Eine andere, interessante Perspektive ergibt sich, wenn man hier auf das erste Bild klickt. Ist etwa die gleiche Zeit, 1. Mai 1933.
Wir wollen nicht kleinlich sein, uns aber auch nicht in die Irre führen lassen: Die geschilderte Romanze müsste etwas früher stattgefunden haben.
@probildung: Du musst den Link schon reinschreiben. Einfach ein „a“ in Klammern zu setzen, reicht nicht aus. Ein zeitlich passenderes Bild gibt es hier, zur Königsparade.
@Anton: Ja, da habe ich wohl die Links irgendwie versemmelt. Hier die Korrektur:
Der erst Link, auf deine Seite: https://www.neustadt-ticker.de/10169/alltag/foto/alaunplatz-in-den-1930er-jahren
Der zweite Link, mit dem ersten Bild: http://historiskerejser.dk/alaunplatz/
Bitte um Entschuldigung.
Hab Deinen obigen Kommentar repariert. Entschuldigung stattgegeben.
Übrigens hat sich der historiskerejser das Bild offenbar aus dem Stadtteilarchiv gemopst.
Danke, Anton.

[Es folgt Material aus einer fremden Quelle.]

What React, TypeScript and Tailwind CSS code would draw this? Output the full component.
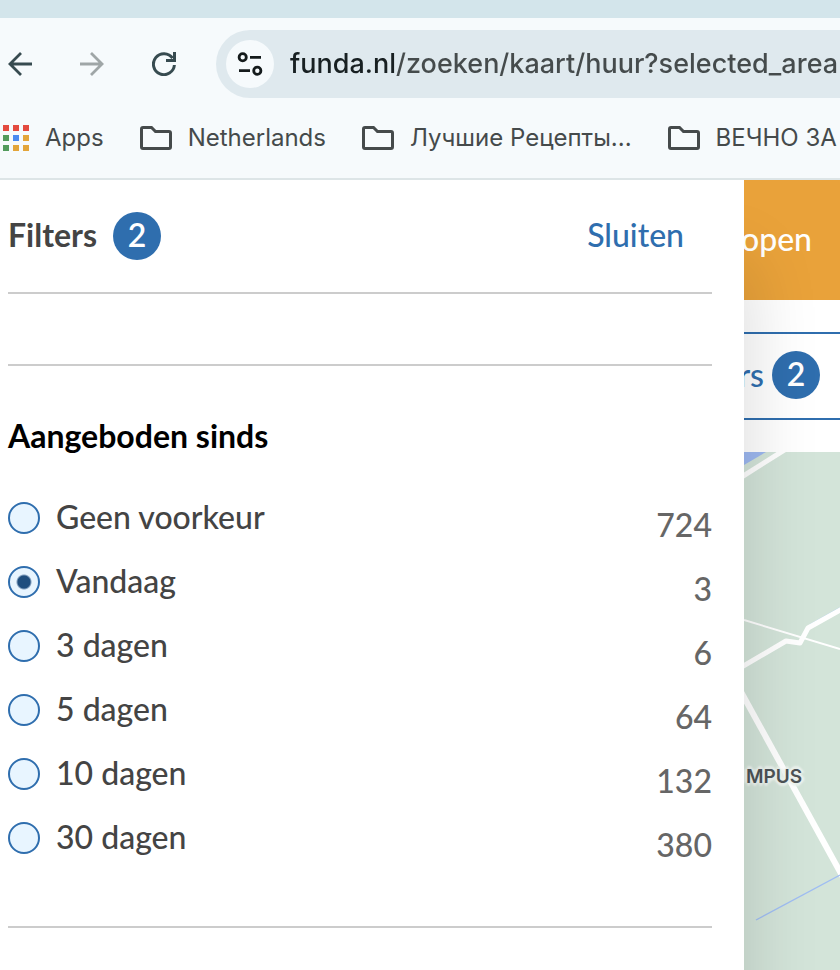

Abschließend vielleicht noch ein Foto-Fund aus dem Jahre 1913. (Ich hoff, der Link funktioniert jetzt.) Man kann also verstehen, dass der gewissen Helene die Knie weich wurden…
Vielen Dank an die Kommentatoren für die wohlwollende Kritik. Für mich hochinteressant die Diskussion, die ein Bild entfachen kann. Mein Dank an die Redaktion.
Vielen Dank für eure Antworten und die Einordnung / Ergänzung. :-)
Solche Artikel kann es gerne noch mehr geben.